• **The exercise**: Below is a listing; copy all of it exactly.

• **Given material**:

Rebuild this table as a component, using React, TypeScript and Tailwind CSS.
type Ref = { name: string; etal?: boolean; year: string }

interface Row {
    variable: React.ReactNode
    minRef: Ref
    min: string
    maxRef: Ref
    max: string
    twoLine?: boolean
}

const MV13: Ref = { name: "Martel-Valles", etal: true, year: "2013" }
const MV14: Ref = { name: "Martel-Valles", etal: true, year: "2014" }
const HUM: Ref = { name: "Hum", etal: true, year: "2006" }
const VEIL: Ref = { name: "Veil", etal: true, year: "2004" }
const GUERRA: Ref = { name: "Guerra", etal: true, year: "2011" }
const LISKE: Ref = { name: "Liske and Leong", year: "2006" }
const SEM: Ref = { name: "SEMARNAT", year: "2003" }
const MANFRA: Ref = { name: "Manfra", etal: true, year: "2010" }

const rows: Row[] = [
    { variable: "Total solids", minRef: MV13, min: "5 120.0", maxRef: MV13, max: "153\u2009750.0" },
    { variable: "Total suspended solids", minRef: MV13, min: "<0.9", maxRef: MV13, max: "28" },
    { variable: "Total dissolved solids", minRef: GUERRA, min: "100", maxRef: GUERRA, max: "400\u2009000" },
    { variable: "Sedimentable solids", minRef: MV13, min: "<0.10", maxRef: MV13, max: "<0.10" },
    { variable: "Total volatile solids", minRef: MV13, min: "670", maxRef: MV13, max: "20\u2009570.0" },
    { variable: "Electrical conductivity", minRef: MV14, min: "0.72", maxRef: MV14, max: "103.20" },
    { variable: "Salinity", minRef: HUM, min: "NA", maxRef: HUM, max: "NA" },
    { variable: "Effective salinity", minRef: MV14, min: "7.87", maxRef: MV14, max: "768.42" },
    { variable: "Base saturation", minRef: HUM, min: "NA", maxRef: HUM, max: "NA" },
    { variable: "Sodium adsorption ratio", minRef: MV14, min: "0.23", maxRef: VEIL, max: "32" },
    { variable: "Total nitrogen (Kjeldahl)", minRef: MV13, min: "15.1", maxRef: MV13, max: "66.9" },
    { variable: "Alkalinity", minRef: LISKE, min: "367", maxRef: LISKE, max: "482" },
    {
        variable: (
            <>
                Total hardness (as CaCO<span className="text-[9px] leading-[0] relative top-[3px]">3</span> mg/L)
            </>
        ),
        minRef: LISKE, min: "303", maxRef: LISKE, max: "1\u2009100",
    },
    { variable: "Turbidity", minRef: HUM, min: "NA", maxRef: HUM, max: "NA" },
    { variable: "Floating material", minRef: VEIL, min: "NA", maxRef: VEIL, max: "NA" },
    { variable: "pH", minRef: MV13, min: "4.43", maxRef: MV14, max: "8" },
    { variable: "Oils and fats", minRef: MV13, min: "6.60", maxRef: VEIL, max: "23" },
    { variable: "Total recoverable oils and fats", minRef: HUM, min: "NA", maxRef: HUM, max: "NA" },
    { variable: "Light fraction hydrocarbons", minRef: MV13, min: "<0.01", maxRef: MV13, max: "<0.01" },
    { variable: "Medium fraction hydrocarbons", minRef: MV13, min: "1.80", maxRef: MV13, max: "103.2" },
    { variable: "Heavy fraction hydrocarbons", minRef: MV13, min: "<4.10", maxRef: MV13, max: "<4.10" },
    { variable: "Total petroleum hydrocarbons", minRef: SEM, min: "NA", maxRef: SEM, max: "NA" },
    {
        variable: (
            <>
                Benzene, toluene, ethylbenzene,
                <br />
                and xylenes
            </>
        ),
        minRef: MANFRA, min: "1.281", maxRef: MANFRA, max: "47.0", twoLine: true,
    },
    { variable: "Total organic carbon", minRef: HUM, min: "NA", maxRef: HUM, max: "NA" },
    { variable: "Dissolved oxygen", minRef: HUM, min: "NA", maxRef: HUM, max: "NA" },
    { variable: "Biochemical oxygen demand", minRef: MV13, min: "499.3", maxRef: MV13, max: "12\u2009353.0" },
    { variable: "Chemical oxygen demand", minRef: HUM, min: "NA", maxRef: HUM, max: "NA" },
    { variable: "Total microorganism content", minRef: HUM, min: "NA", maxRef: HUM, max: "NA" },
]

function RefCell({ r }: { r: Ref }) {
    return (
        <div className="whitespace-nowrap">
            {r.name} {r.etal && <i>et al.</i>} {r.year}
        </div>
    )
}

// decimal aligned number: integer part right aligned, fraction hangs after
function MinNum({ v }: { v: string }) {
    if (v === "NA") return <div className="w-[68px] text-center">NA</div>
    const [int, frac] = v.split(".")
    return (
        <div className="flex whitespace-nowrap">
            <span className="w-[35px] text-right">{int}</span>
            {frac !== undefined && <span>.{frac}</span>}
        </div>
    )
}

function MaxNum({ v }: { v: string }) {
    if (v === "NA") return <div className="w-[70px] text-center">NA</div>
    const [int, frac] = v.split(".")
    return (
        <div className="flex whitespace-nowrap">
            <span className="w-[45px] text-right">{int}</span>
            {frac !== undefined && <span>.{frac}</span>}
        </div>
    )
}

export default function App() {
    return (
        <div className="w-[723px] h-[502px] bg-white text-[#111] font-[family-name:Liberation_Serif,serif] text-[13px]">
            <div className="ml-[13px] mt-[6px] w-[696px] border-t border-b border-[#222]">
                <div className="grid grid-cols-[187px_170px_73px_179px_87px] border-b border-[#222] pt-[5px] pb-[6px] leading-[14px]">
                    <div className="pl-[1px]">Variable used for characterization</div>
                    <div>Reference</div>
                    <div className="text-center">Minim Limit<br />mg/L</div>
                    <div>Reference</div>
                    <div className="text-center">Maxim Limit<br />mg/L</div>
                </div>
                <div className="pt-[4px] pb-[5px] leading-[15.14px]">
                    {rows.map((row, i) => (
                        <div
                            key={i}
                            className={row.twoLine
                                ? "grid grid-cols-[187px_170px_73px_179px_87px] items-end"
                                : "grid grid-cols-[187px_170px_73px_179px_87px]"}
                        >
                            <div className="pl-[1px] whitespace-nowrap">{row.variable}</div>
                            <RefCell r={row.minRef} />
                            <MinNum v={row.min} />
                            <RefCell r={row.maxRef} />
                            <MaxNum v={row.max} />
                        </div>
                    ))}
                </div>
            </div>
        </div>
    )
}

• **Right answer**:
Rebuild this table as a component, using React, TypeScript and Tailwind CSS.
type Ref = { name: string; etal?: boolean; year: string }

interface Row {
    variable: React.ReactNode
    minRef: Ref
    min: string
    maxRef: Ref
    max: string
    twoLine?: boolean
}

const MV13: Ref = { name: "Martel-Valles", etal: true, year: "2013" }
const MV14: Ref = { name: "Martel-Valles", etal: true, year: "2014" }
const HUM: Ref = { name: "Hum", etal: true, year: "2006" }
const VEIL: Ref = { name: "Veil", etal: true, year: "2004" }
const GUERRA: Ref = { name: "Guerra", etal: true, year: "2011" }
const LISKE: Ref = { name: "Liske and Leong", year: "2006" }
const SEM: Ref = { name: "SEMARNAT", year: "2003" }
const MANFRA: Ref = { name: "Manfra", etal: true, year: "2010" }

const rows: Row[] = [
    { variable: "Total solids", minRef: MV13, min: "5 120.0", maxRef: MV13, max: "153\u2009750.0" },
    { variable: "Total suspended solids", minRef: MV13, min: "<0.9", maxRef: MV13, max: "28" },
    { variable: "Total dissolved solids", minRef: GUERRA, min: "100", maxRef: GUERRA, max: "400\u2009000" },
    { variable: "Sedimentable solids", minRef: MV13, min: "<0.10", maxRef: MV13, max: "<0.10" },
    { variable: "Total volatile solids", minRef: MV13, min: "670", maxRef: MV13, max: "20\u2009570.0" },
    { variable: "Electrical conductivity", minRef: MV14, min: "0.72", maxRef: MV14, max: "103.20" },
    { variable: "Salinity", minRef: HUM, min: "NA", maxRef: HUM, max: "NA" },
    { variable: "Effective salinity", minRef: MV14, min: "7.87", maxRef: MV14, max: "768.42" },
    { variable: "Base saturation", minRef: HUM, min: "NA", maxRef: HUM, max: "NA" },
    { variable: "Sodium adsorption ratio", minRef: MV14, min: "0.23", maxRef: VEIL, max: "32" },
    { variable: "Total nitrogen (Kjeldahl)", minRef: MV13, min: "15.1", maxRef: MV13, max: "66.9" },
    { variable: "Alkalinity", minRef: LISKE, min: "367", maxRef: LISKE, max: "482" },
    {
        variable: (
            <>
                Total hardness (as CaCO<span className="text-[9px] leading-[0] relative top-[3px]">3</span> mg/L)
            </>
        ),
        minRef: LISKE, min: "303", maxRef: LISKE, max: "1\u2009100",
    },
    { variable: "Turbidity", minRef: HUM, min: "NA", maxRef: HUM, max: "NA" },
    { variable: "Floating material", minRef: VEIL, min: "NA", maxRef: VEIL, max: "NA" },
    { variable: "pH", minRef: MV13, min: "4.43", maxRef: MV14, max: "8" },
    { variable: "Oils and fats", minRef: MV13, min: "6.60", maxRef: VEIL, max: "23" },
    { variable: "Total recoverable oils and fats", minRef: HUM, min: "NA", maxRef: HUM, max: "NA" },
    { variable: "Light fraction hydrocarbons", minRef: MV13, min: "<0.01", maxRef: MV13, max: "<0.01" },
    { variable: "Medium fraction hydrocarbons", minRef: MV13, min: "1.80", maxRef: MV13, max: "103.2" },
    { variable: "Heavy fraction hydrocarbons", minRef: MV13, min: "<4.10", maxRef: MV13, max: "<4.10" },
    { variable: "Total petroleum hydrocarbons", minRef: SEM, min: "NA", maxRef: SEM, max: "NA" },
    {
        variable: (
            <>
                Benzene, toluene, ethylbenzene,
                <br />
                and xylenes
            </>
        ),
        minRef: MANFRA, min: "1.281", maxRef: MANFRA, max: "47.0", twoLine: true,
    },
    { variable: "Total organic carbon", minRef: HUM, min: "NA", maxRef: HUM, max: "NA" },
    { variable: "Dissolved oxygen", minRef: HUM, min: "NA", maxRef: HUM, max: "NA" },
    { variable: "Biochemical oxygen demand", minRef: MV13, min: "499.3", maxRef: MV13, max: "12\u2009353.0" },
    { variable: "Chemical oxygen demand", minRef: HUM, min: "NA", maxRef: HUM, max: "NA" },
    { variable: "Total microorganism content", minRef: HUM, min: "NA", maxRef: HUM, max: "NA" },
]

function RefCell({ r }: { r: Ref }) {
    return (
        <div className="whitespace-nowrap">
            {r.name} {r.etal && <i>et al.</i>} {r.year}
        </div>
    )
}

// decimal aligned number: integer part right aligned, fraction hangs after
function MinNum({ v }: { v: string }) {
    if (v === "NA") return <div className="w-[68px] text-center">NA</div>
    const [int, frac] = v.split(".")
    return (
        <div className="flex whitespace-nowrap">
            <span className="w-[35px] text-right">{int}</span>
            {frac !== undefined && <span>.{frac}</span>}
        </div>
    )
}

function MaxNum({ v }: { v: string }) {
    if (v === "NA") return <div className="w-[70px] text-center">NA</div>
    const [int, frac] = v.split(".")
    return (
        <div className="flex whitespace-nowrap">
            <span className="w-[45px] text-right">{int}</span>
            {frac !== undefined && <span>.{frac}</span>}
        </div>
    )
}

export default function App() {
    return (
        <div className="w-[723px] h-[502px] bg-white text-[#111] font-[family-name:Liberation_Serif,serif] text-[13px]">
            <div className="ml-[13px] mt-[6px] w-[696px] border-t border-b border-[#222]">
                <div className="grid grid-cols-[187px_170px_73px_179px_87px] border-b border-[#222] pt-[5px] pb-[6px] leading-[14px]">
                    <div className="pl-[1px]">Variable used for characterization</div>
                    <div>Reference</div>
                    <div className="text-center">Minim Limit<br />mg/L</div>
                    <div>Reference</div>
                    <div className="text-center">Maxim Limit<br />mg/L</div>
                </div>
                <div className="pt-[4px] pb-[5px] leading-[15.14px]">
                    {rows.map((row, i) => (
                        <div
                            key={i}
                            className={row.twoLine
                                ? "grid grid-cols-[187px_170px_73px_179px_87px] items-end"
                                : "grid grid-cols-[187px_170px_73px_179px_87px]"}
                        >
                            <div className="pl-[1px] whitespace-nowrap">{row.variable}</div>
                            <RefCell r={row.minRef} />
                            <MinNum v={row.min} />
                            <RefCell r={row.maxRef} />
                            <MaxNum v={row.max} />
                        </div>
                    ))}
                </div>
            </div>
        </div>
    )
}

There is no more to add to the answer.